4. A Two party state

Alberta is now a two party state. All the smaller fringe parties gumming up the works is finished. Duverger's Law is now in effect in Alberta.

The small, seatless parties are going to whither and die. This is ultimately a good thing since accidents of democracy that led to the NDP getting elected in the first place are not going to happen again. Progressives will view the NDP as a viable alternative to the UCP and vote-split fearing conservatives will stay united for a generation now that they’ve experienced the destruction that progressives can unleash with only a single term in office.

The downside for the UCP is that the threat of a legitimate NDP revival is always going to hang in the air and this will ruin the ability for the province to market itself as a safe place to invest in the future. Foreign money (and local money) will always be investment shy, because our political climate is untrustworthy. One of the smartest investments I ever made was liquidating my Alberta energy investments immediately after the election in 2015. I currently hold no investments in anything Alberta based and have no intention of doing so in the future.

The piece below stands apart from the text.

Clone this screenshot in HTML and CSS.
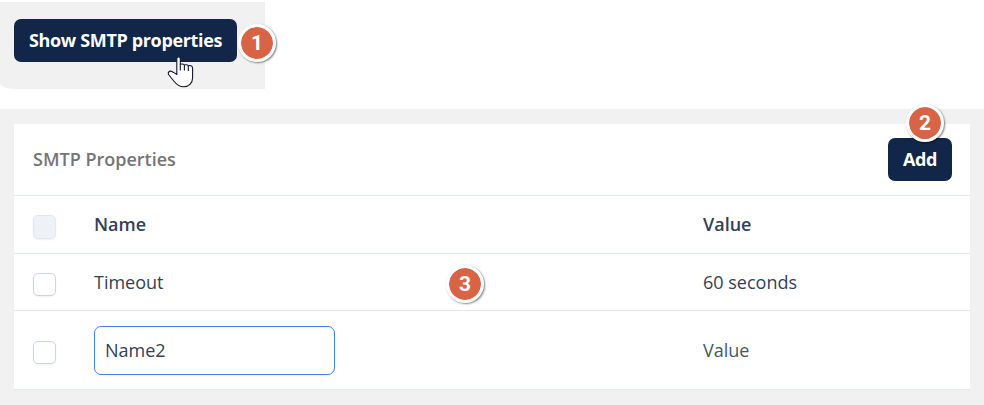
FILE: index.html
```html
<!DOCTYPE html>
<html lang="en">
<head>
    <meta charset="UTF-8">
    <meta name="viewport" content="width=device-width, initial-scale=1.0">
    <title>SMTP Properties</title>
    <link rel="stylesheet" href="styles.css">
</head>
<body>
    <div class="toolbar">
        <button class="btn btn-show" type="button">Show SMTP properties</button>
        <span class="step step-1">1</span>
        <svg class="cursor" width="27" height="34" viewBox="0 0 27 34">
            <path d="M9.8 19.5V3.5C9.8 1.3 13.3 1.3 13.3 3.5V9.5C13.9 8.8 16.9 8.8 17.4 10.2C18 9.4 20.9 9.6 21.3 11C22.5 10.2 25.6 10.4 25.6 13.2V23C25.6 28 21.6 31.8 16.5 31.8C12 31.8 9.2 29 6.8 26L1.5 19.5C.5 17.2 2.6 15.4 4.8 16.5C6.8 17.6 8.4 18.4 9.8 19.5Z" fill="#fff" stroke="#10152c" stroke-width="1.1" stroke-linejoin="round"/>
            <path d="M13.3 9.5V15.5M17.4 10.2V15.5M21.3 11V16" fill="none" stroke="#10152c" stroke-width="1.1"/>
        </svg>
    </div>

    <div class="content">
        <div class="card">
            <div class="card-header">
                <h2>SMTP Properties</h2>
                <div class="add">
                    <button class="btn btn-add" type="button">Add</button>
                    <span class="step step-2">2</span>
                </div>
            </div>
            <div class="row row-head">
                <span class="check disabled"></span>
                <span class="head-name">Name</span>
                <span class="head-value">Value</span>
            </div>
            <div class="row">
                <span class="check"></span>
                <span class="timeout">Timeout</span>
                <span class="seconds">60 seconds</span>
                <span class="step step-3">3</span>
            </div>
            <div class="row row-edit">
                <span class="check"></span>
                <input class="name-input" type="text" value="Name2">
                <span class="value">Value</span>
            </div>
        </div>
    </div>
</body>
</html>
```
FILE: styles.css
```css
* {
    box-sizing: border-box;
}
body {
    font-family: "Open Sans", "Noto Sans", sans-serif;
    font-size: 18px;
    line-height: 24px;
    color: #334155;
    background-color: #fff;
    margin: 0;
    padding-top: 2px;
    height: 405px;
    overflow: hidden;
}
.toolbar {
    position: relative;
    width: 265px;
    height: 87px;
    padding: 17px 14px;
    background-color: #f1f1f1;
    border-bottom-left-radius: 14px 6px;
}
.btn {
    display: block;
    height: 43px;
    padding: 0 0 2px;
    border: none;
    border-radius: 7px;
    background-color: #112648;
    color: #fff;
    font: inherit;
    font-weight: bold;
    letter-spacing: -0.35px;
    white-space: nowrap;
}
.btn-show {
    width: 223px;
}
.btn-add {
    width: 64px;
}
/* numbered callouts lie over the page */
.step {
    position: absolute;
    display: flex;
    align-items: center;
    justify-content: center;
    width: 38px;
    height: 38px;
    border: 3px solid #fff;
    border-radius: 50%;
    background-color: #d96445;
    background-clip: padding-box;
    box-shadow: 1px 1px 2px rgba(0, 0, 0, 0.5);
    color: #fff;
    font-family: Roboto, sans-serif;
    font-size: 21px;
    font-weight: bold;
}
.step-1 {
    left: 238px;
    top: 22px;
}
.step-2 {
    left: 18px;
    top: -34px;
}
.step-3 {
    left: 432px;
    top: 11px;
}
.cursor {
    position: absolute;
    left: 167px;
    top: 53px;
}
.content {
    margin-top: 20px;
    height: 296px;
    padding: 15px 14px;
    background-color: #f1f1f1;
}
.card {
    background-color: #fff;
}
.card-header {
    display: flex;
    align-items: center;
    justify-content: space-between;
    height: 72px;
    padding: 0 18px 0 19px;
    border-bottom: 1px solid #e2e8f0;
}
.card-header h2 {
    margin: 0;
    padding-bottom: 2px;
    font-size: 18px;
    font-weight: 600;
    color: #757575;
}
.add {
    position: relative;
}
.row {
    position: relative;
    display: grid;
    grid-template-columns: 61px 609px 1fr;
    align-items: center;
    height: 57px;
    padding-left: 19px;
    border-bottom: 1px solid #e2e8f0;
}
.row-head {
    height: 58px;
    font-weight: 600;
}
.head-name,
.head-value {
    padding-bottom: 2px;
}
.row-edit {
    height: 79px;
}
.check {
    width: 23px;
    height: 23px;
    margin-top: 4px;
    border: 1px solid #cbd5e1;
    border-radius: 5px;
    background-color: #fff;
    box-shadow: 0 1px 2px rgba(0, 0, 0, 0.06);
}
.check.disabled {
    height: 24px;
    border-color: #e2e8f0;
    background-color: #eef2f7;
}
.name-input {
    width: 241px;
    height: 49px;
    padding: 0 10px;
    border: 1px solid #3b82f6;
    border-radius: 7px;
    background-color: #fff;
    color: #334155;
    font: inherit;
    outline: none;
}
.value {
    color: #475569;
}
```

I’m just one guy with no particular significance...imagine the big players out there.

5. It Will Take An Entire Term To Begin The Correction

People are happy that Jason Kenney is now in charge and he’s starting off his term with a lot of activity. For many people of a certain vintage... our optimism is tempered. In Canada, bad politicians can do enormous harm, but good politicians seem to accomplish little beyond a few small victories and a temporary cessation of the rising progressive tide. Jason Kenney is facing a new environment in which the decisions and policies made by the UCP will only prove to be half-effective. The NDP has polluted the investment environment and world oil prices aren’t coming back anytime soon.

As Kenney tries to turn the province around his '90s-style actions will find a far less receptive audience. Rachel Notley will gladly throw stones from the sidelines for four years and by 2023 we will probably be looking at a high-stakes, real election.

Alberta is going to take a long time to fix.